Web page code records:
****************

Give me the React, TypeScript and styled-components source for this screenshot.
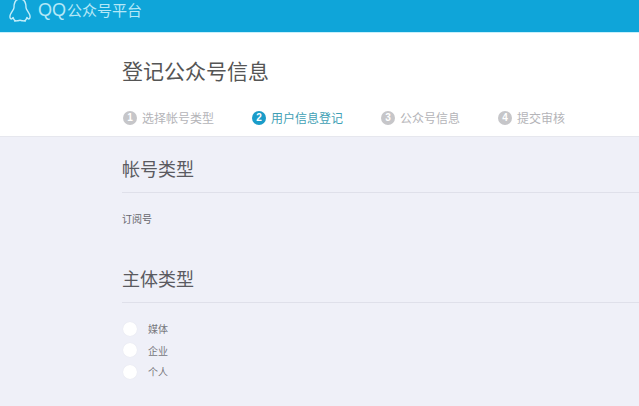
import React from 'react';
import styled, { createGlobalStyle } from 'styled-components';

const GlobalStyle = createGlobalStyle`
  html, body {
    margin: 0;
    padding: 0;
    background: #eff0f8;
  }
  body {
    font-family: "Noto Sans CJK SC", "Liberation Sans", sans-serif;
    overflow: hidden;
  }
`;

const Page = styled.div`
  width: 639px;
  height: 406px;
  overflow: hidden;
  display: flex;
  flex-direction: column;
`;

const Header = styled.header`
  height: 33px;
  flex: none;
  background: #0fa5d9;
  border-bottom: 1px solid #c8f0fb;
  box-sizing: border-box;
  display: flex;
  align-items: flex-start;
  padding-left: 8px;
  gap: 6px;
`;

const LogoText = styled.span`
  font-size: 15px;
  line-height: 20px;
  color: #b5e8f7;
`;

const LogoLatin = styled.span`
  font-family: "Liberation Sans", sans-serif;
  font-size: 18px;
  margin-right: 1px;
`;

const Hero = styled.div`
  flex: none;
  height: 104px;
  box-sizing: border-box;
  background: #fff;
  padding: 22px 0 0 122px;
  border-bottom: 1px solid #e6e7ee;
`;

const Title = styled.h1`
  margin: 0;
  font-size: 21px;
  line-height: 30px;
  font-weight: 400;
  color: #555;
`;

const Steps = styled.div`
  display: flex;
  margin-top: 24px;
`;

const Step = styled.div<{ $width: number; $active?: boolean }>`
  width: ${(p) => p.$width}px;
  display: flex;
  align-items: center;
  gap: 5px;
  font-size: 12px;
  line-height: 18px;
  color: ${(p) => (p.$active ? '#3f9fb5' : '#b4b4b8')};
`;

const StepNumber = styled.span<{ $active?: boolean }>`
  width: 14px;
  height: 14px;
  margin-left: 1px;
  border-radius: 50%;
  background: ${(p) => (p.$active ? '#1a9cc9' : '#c6c6c9')};
  color: #fff;
  font-family: "Liberation Sans", sans-serif;
  font-size: 10px;
  font-weight: 700;
  line-height: 14px;
  text-align: center;
`;

const Section = styled.section`
  padding-left: 122px;
`;

const SectionTitle = styled.h2`
  margin: 0;
  height: 56px;
  box-sizing: border-box;
  padding-top: 18px;
  font-size: 18px;
  line-height: 26px;
  font-weight: 400;
  color: #5a5a60;
  border-bottom: 1px solid #dfe0ea;
`;

const PlainValue = styled.p`
  margin: 0;
  padding-top: 18px;
  height: 54px;
  box-sizing: border-box;
  font-size: 10px;
  line-height: 16px;
  color: #66666c;
`;

const RadioList = styled.div`
  display: flex;
  flex-direction: column;
  gap: 6.5px;
  padding-top: 18px;
`;

const RadioRow = styled.label`
  display: flex;
  align-items: center;
  gap: 11px;
  height: 15px;
  font-size: 10px;
  color: #77777c;
`;

const RadioDot = styled.span`
  width: 14px;
  height: 14px;
  margin-left: 1px;
  border-radius: 50%;
  background: #fff;
  box-shadow: 0 0 1px #dcdde6;
`;

const QQLogo = () => (
  <svg width="24" height="24" viewBox="0 0 26 24" fill="none" stroke="#c3eefa" strokeWidth="1.5" strokeLinejoin="round">
    <path d="M13 -2 C7.5 -2 6.5 3 6.5 7 C6.5 9 4 11.5 2.5 15 C1.5 18 2.5 20 4 19.5 L5.5 18 C6 20 7 21 8 21.5 C6.5 22.5 7.5 21.5 10 21.5 C11.5 21.5 12 21 13 21 C14 21 14.5 21.5 16 21.5 C18.5 21.5 19.5 22.5 18 21.5 C19 21 20 20 20.5 18 L22 19.5 C23.5 20 24.5 18 23.5 15 C22 11.5 19.5 9 19.5 7 C19.5 3 18.5 -2 13 -2 Z" />
  </svg>
);

const steps = [
  { n: 1, label: '选择帐号类型', width: 129 },
  { n: 2, label: '用户信息登记', width: 129, active: true },
  { n: 3, label: '公众号信息', width: 117 },
  { n: 4, label: '提交审核', width: 90 },
];

const App: React.FC = () => (
  <Page>
    <GlobalStyle />
    <Header>
      <QQLogo />
      <LogoText>
        <LogoLatin>QQ</LogoLatin>公众号平台
      </LogoText>
    </Header>
    <Hero>
      <Title>登记公众号信息</Title>
      <Steps>
        {steps.map((s) => (
          <Step key={s.n} $width={s.width} $active={s.active}>
            <StepNumber $active={s.active}>{s.n}</StepNumber>
            {s.label}
          </Step>
        ))}
      </Steps>
    </Hero>
    <Section>
      <SectionTitle>帐号类型</SectionTitle>
      <PlainValue>订阅号</PlainValue>
    </Section>
    <Section>
      <SectionTitle>主体类型</SectionTitle>
      <RadioList>
        {['媒体', '企业', '个人'].map((t) => (
          <RadioRow key={t}>
            <RadioDot />
            {t}
          </RadioRow>
        ))}
      </RadioList>
    </Section>
  </Page>
);

export default App;
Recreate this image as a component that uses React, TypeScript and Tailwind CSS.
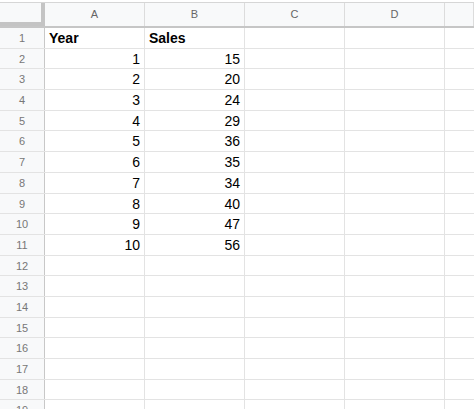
import React from 'react';

const data: [number, number][] = [
    [1, 15], [2, 20], [3, 24], [4, 29], [5, 36],
    [6, 35], [7, 34], [8, 40], [9, 47], [10, 56],
];

const cols = ['A', 'B', 'C', 'D', ''];

const Row: React.FC<{ n: number; a?: React.ReactNode; b?: React.ReactNode; bold?: boolean }> = ({ n, a, b, bold }) => {
    const cell = bold
        ? 'px-[4px] text-left font-bold'
        : 'px-[4px] text-right';
    return (
        <div className="flex h-[20.7px] shrink-0 border-b border-[#e3e3e3] text-[14px] leading-[20px] text-black">
            <div className="w-[45px] shrink-0 border-r border-[#c8c8c8] bg-[#f8f9fa] text-center text-[11px] text-[#777]">
                {n}
            </div>
            <div className={`w-[100px] shrink-0 border-r border-[#e3e3e3] ${cell}`}>{a}</div>
            <div className={`w-[100px] shrink-0 border-r border-[#e3e3e3] ${cell}`}>{b}</div>
            <div className="w-[100px] shrink-0 border-r border-[#e3e3e3]" />
            <div className="w-[100px] shrink-0 border-r border-[#e3e3e3]" />
            <div className="flex-1" />
        </div>
    );
};

const App: React.FC = () => {
    const empty = [12, 13, 14, 15, 16, 17, 18, 19];
    return (
        <div className="flex h-[409px] w-[474px] flex-col overflow-hidden bg-white pt-[2px] font-['Liberation_Sans',Arial,sans-serif]">
            {/* column headers */}
            <div className="flex h-[26px] shrink-0 border-t border-[#d6d6d6] border-b-2 border-b-[#c6c6c6] bg-[#f8f9fa] text-[11px] text-[#666]">
                <div className="w-[45px] shrink-0 border-r-4 border-b-4 border-[#c4c4c4] bg-[#f8f9fa]" />
                {cols.map((c, i) => (
                    <div
                        key={i}
                        className={`flex items-center justify-center border-r border-[#dcdcdc] ${c ? 'w-[100px] shrink-0' : 'flex-1'}`}
                    >
                        {c}
                    </div>
                ))}
            </div>
            <Row n={1} a="Year" b="Sales" bold />
            {data.map(([y, s], i) => (
                <Row key={y} n={i + 2} a={y} b={s} />
            ))}
            {empty.map((n) => (
                <Row key={n} n={n} />
            ))}
        </div>
    );
};

export default App;
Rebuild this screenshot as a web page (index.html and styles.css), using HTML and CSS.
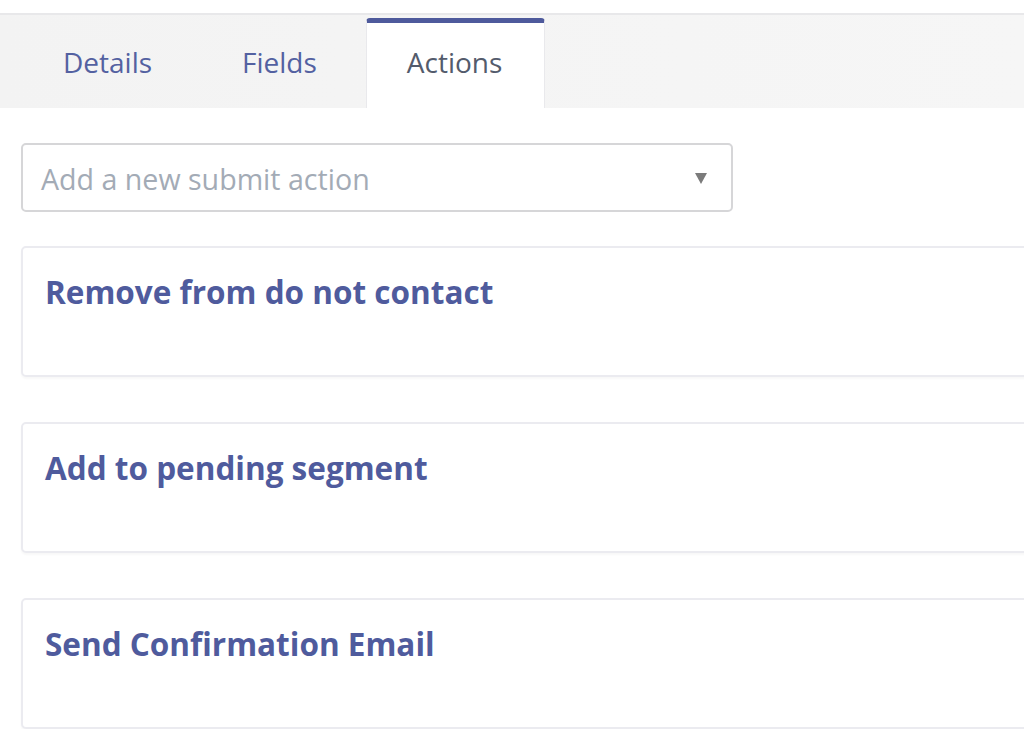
FILE: index.html
```html
<!DOCTYPE html>
<html>
<head>
<meta charset="utf-8">
<link rel="stylesheet" href="styles.css">
</head>
<body>
<div class="topstrip"></div>
<div class="tabbar">
  <div class="tab">Details</div>
  <div class="tab">Fields</div>
  <div class="tab active">Actions</div>
</div>
<main class="content">
  <div class="select">
    <span class="placeholder">Add a new submit action</span>
    <span class="arrow"></span>
  </div>
  <section class="card"><h3 class="card-title">Remove from do not contact</h3></section>
  <section class="card"><h3 class="card-title">Add to pending segment</h3></section>
  <section class="card"><h3 class="card-title">Send Confirmation Email</h3></section>
</main>
</body>
</html>
```

FILE: styles.css
```css
html, body {
  margin: 0;
  padding: 0;
  background: #ffffff;
  overflow: hidden;
  font-family: "Open Sans", "DejaVu Sans", sans-serif;
}

.topstrip {
  height: 13px;
  background: #ffffff;
  border-bottom: 2px solid #e8e8ea;
}

.tabbar {
  display: flex;
  gap: 10px;
  height: 93px;
  padding-left: 23px;
  background: linear-gradient(to right, #f3f3f3, #f6f6f6);
  box-sizing: border-box;
}

.tab {
  margin-top: 3px;
  padding: 0 40px 8px 40px;
  height: 90px;
  display: flex;
  align-items: center;
  font-size: 28px;
  color: #5361a1;
  box-sizing: border-box;
  border-top: 5px solid transparent;
}

.tab.active {
  background: #ffffff;
  color: #535b6c;
  border-top: 5px solid #4e5a9c;
  border-left: 1px solid #e9e9ec;
  border-right: 1px solid #e9e9ec;
  border-radius: 4px 4px 0 0;
  padding: 0 42px 8px 40px;
  margin-left: -1px;
}

.content {
  padding: 35px 0 0 21px;
}

.select {
  width: 712px;
  height: 69px;
  box-sizing: border-box;
  border: 2px solid #d6d6d8;
  border-radius: 5px;
  display: flex;
  align-items: center;
  justify-content: space-between;
  padding: 0 24px 0 18px;
  background: #fff;
}

.placeholder {
  font-size: 28.6px;
  color: #a3abb6;
  margin-top: 1px;
}

.arrow {
  width: 0;
  height: 0;
  border-left: 6px solid transparent;
  border-right: 6px solid transparent;
  border-top: 11px solid #7b7b7b;
  margin-top: 2px;
}

.card {
  margin-top: 34px;
  margin-right: -6px;
  height: 131px;
  box-sizing: border-box;
  border: 2px solid #ebebf0;
  border-radius: 5px;
  background: #fff;
  box-shadow: 0 2px 2px rgba(0, 0, 0, 0.03);
  padding: 27px 22px;
}

.card + .card {
  margin-top: 45px;
}

.card-title {
  margin: 0;
  font-size: 31.5px;
  line-height: 1.1;
  font-weight: 700;
  color: #4f5b9d;
}
```
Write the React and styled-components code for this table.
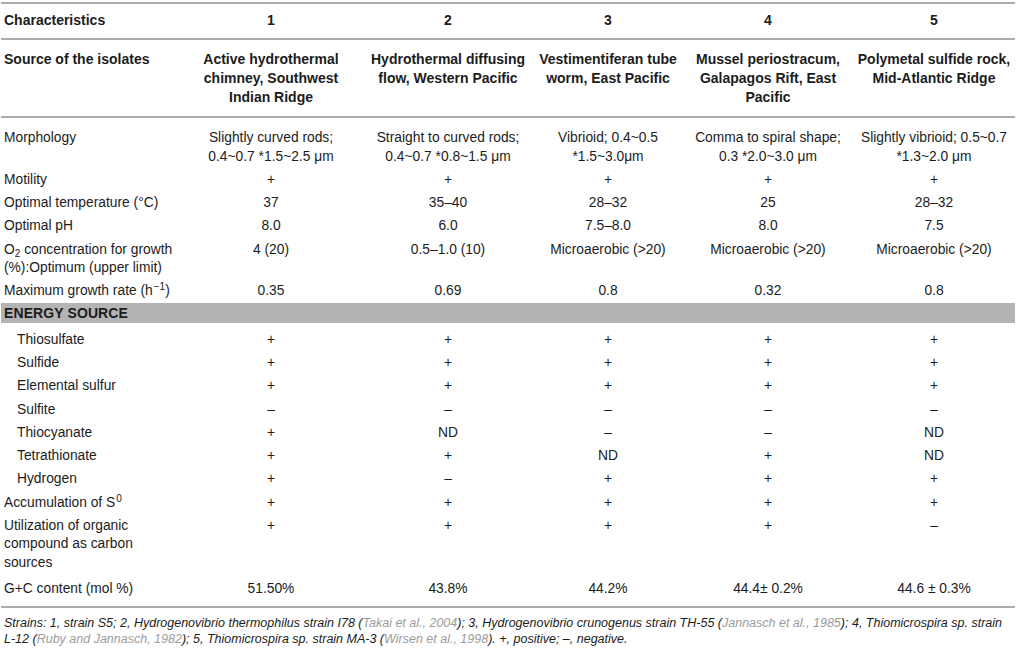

****************

- Challenge: Your answer should be a single number: the count of lines holding the word "React".

- Solution for this problem: 8